Solution 8.3
 
 

a) Identify the key steps in the development of a financial plan

The following are the most important steps in the development of a financial plan/budget.

Communicate details of budget policy and guidelines: This is where management will communicate the long-term or strategic plan and the consequences of this plan, to those responsible for preparing annual budgets. The consequences for example, may be a focus on different products / markets or contraction and expansion for key activities. Guidelines must also be communicated in terms of what assumptions to make in preparing the annual budget. This can include recommendations on sales prices or wage rates etc.

Identify limiting factors: A key task is to identify the principle budget factors, also known as the limiting budget factors. Every organisation has a limiting factor(s), a constraint that prevents it from expanding at the time the budget is prepared. A limiting factor would be a variable that impedes the operation or growth of a business. Examples include sales demand, labour, materials or operational constraints.

Preparation of sales budget : This is the most important budget as it determines the level of a company's operations and thus many of its costs and capital commitments. Estimates need to be made on sales volume, sales mix and sales price. This is extremely difficult to do and requires great knowledge of the market and the company's customers. If a constraint other than sales demand exists, it is vital to ensure that the sales budget is prepared with full consideration of the impact of the constraint.

First draft preparation of department budgets; This involves each department or cost centre preparing their own budgets based on, the activity level agreed in the sales budget, the limiting factors identified and the guidelines set out in stages one, two and three. These budgets will be mainly cost (expense) budgets with various revenue producing departments also showing how they propose to achieve the sales targets set out in the overall sales budget. For example in a hotel, all the departments will produce expense budgets, however only the revenue producing departments such as restaurant, bar, leisure centre or accommodation will also produce sales revenue targets in line with the overall sales target agreed. Budgets laying out capital commitments and spending plans for the period will also be included in the first draft budget.

Budget negotiation : In the preparation of budgets there should always be a negotiation procedure. At each stage the budget will be negotiated between the manager who submits and the direct superior. Thus the final agreed figures in the budget are as a result of a bargaining process between a manager and his or her superior. If this bargaining process does not take place then it is likely that managers will be unmotivated in terms of achieving their budget.

Co-ordination and review of budgets: The co-ordination of budgets ensures that each budget agreed is likely to ensure the annual target is achievable and that this fits in with the overall strategic plan. If some budgets are out of balance with the overall annual target then these need to be modified and revised so that they are compatible with the overall targets, policies and limiting factors agreed at stages one and two.

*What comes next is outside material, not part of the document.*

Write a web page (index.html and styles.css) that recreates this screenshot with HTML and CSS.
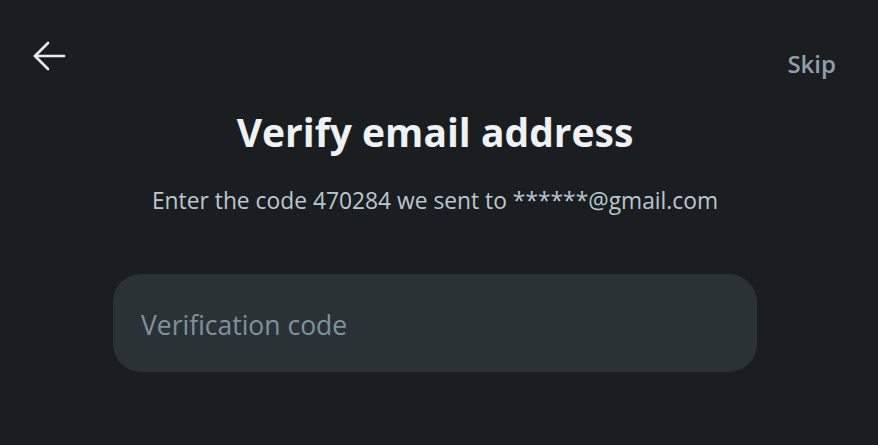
FILE: index.html
```html
<!DOCTYPE html>
<html lang="en">
  <head>
    <meta charset="UTF-8" />
    <meta name="viewport" content="width=device-width, initial-scale=1.0" />
    <title>Verify email address</title>
    <link rel="stylesheet" href="styles.css">
  </head>

  <body>
    <div class="top">
      <button class="back" aria-label="Back">
        <svg width="34" height="32" viewBox="0 0 34 32" fill="none" stroke="#e8edf0" stroke-width="2.6" stroke-linecap="round" stroke-linejoin="round">
          <path d="M32 15H3" />
          <path d="M16 2L3 15l13 13" />
        </svg>
      </button>
      <a class="skip" href="#">Skip</a>
    </div>

    <div class="main">
      <h1 class="title">Verify email address</h1>
      <p class="sub">Enter the code 470284 we sent to ******@gmail.com</p>
      <input class="code" type="text" placeholder="Verification code" />
    </div>
  </body>
</html>
```

FILE: styles.css
```css
html,
body {
  margin: 0;
  height: 100%;
}
body {
  background: #1b1e21;
  font-family: "Open Sans", "Noto Sans", sans-serif;
  color: #eef2f5;
}
.top {
  display: flex;
  justify-content: space-between;
  align-items: flex-start;
  padding: 41px 42px 0 32px;
}
.back {
  background: none;
  border: none;
  padding: 0;
  cursor: pointer;
  display: flex;
}
.skip {
  color: #8ea1aa;
  text-decoration: none;
  font-size: 24px;
  font-weight: 600;
  margin-top: 6px;
}
.main {
  display: flex;
  flex-direction: column;
  align-items: center;
  padding-right: 8px;
}
.title {
  font-size: 39px;
  font-weight: 700;
  margin: 25px 0 0;
  color: #eef2f5;
}
.sub {
  font-size: 22.8px;
  color: #b9c8d0;
  margin: 27px 0 0;
}
.code {
  margin-top: 58px;
  width: 644px;
  height: 98px;
  box-sizing: border-box;
  border: none;
  border-radius: 28px;
  background: #2b3236;
  padding: 4px 28px 0;
  font-family: inherit;
  font-size: 26.5px;
  color: #eef2f5;
  outline: none;
}
.code::placeholder {
  color: #7f929c;
}
```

Final acceptance of budget: When all budgets are prepared, agreed and revised if necessary, they are summarised into the master budget which consists of a budgeted profit and loss account, balance sheet and cash flow statement. Once the master budget is accepted then the various budgets that make up the master budget are passed down through the organisation to the appropriate departments or cost centres.

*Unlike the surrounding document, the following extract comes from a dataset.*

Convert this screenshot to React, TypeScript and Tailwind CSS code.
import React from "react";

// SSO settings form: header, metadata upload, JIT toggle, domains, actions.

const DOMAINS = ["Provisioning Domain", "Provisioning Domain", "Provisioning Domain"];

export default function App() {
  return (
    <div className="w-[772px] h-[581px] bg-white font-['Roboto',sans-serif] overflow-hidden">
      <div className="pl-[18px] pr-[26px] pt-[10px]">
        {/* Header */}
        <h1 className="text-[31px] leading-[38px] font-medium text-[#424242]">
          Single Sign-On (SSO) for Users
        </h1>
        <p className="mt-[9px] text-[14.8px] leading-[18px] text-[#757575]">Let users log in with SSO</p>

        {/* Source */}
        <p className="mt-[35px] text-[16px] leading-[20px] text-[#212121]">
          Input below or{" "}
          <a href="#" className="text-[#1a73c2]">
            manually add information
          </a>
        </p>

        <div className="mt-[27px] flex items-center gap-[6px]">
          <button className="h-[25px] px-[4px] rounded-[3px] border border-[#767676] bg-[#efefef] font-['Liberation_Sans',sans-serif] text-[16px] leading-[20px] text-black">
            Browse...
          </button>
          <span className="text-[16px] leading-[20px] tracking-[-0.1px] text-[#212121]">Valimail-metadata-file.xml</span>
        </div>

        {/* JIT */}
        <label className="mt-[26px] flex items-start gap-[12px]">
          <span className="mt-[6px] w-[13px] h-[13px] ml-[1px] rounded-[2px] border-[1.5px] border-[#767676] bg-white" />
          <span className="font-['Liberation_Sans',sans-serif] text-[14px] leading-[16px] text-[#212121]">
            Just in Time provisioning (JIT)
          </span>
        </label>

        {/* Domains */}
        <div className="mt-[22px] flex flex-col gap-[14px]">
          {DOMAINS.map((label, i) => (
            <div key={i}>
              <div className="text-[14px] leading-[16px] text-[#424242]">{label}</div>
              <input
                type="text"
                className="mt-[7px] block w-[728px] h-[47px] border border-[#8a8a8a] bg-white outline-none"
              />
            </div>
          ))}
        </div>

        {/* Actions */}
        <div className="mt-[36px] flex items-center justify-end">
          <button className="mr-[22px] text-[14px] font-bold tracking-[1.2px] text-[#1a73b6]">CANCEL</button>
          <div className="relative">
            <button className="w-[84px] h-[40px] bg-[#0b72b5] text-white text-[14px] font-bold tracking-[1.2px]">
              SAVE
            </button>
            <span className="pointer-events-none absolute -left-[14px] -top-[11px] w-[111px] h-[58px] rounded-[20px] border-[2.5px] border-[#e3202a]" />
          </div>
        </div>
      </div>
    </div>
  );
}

b) Outline the administrative back-up procedures that need to be implemented to ensure the budget process works effectively

To ensure that the budgetary process operates efficiently, suitable administration procedures should be implemented. These procedures should support management in the preparation of budgets and layout the process by which budgets are approved. The budget process should have the following administrative supports:

A budget committee should consist of senior management who are responsible for the major functions of the organisation. For example management representing such segments as production, administration, finance, marketing and sales etc., should be part of the budget committee. Generally the committee will appoint a budget officer (normally an accountant) who co-ordinates the individual budgets into the master budget. The procedure is that each member of the budget committee is responsible for a segment or department of the business. Each segment submits a budget and thus each member of the budget committee can not only see their budget, but also the other budgets submitted and see the overall effect in the master budget. It is here that the final budgets are agreed and if any budget does not reflect a reasonable level of performance then it will not be approved and will require adjustment and resubmission. The budget committee also sets the guidelines for the preparation of individual budgets and the procedures for negotiating and agreeing budgets.

Accounting staff should be available to management as they prepare their individual budgets. Their role is not to determine the content of the budget but to provide advisory, accounting support.

A budget manual outlines the objectives, rules, regulations and procedures involved in the budgetary process. It is generally prepared by the company accountant and in addition to the above, would include timetables regarding the process, highlighting important dates as well as identify persons responsible for the various budgets to be submitted.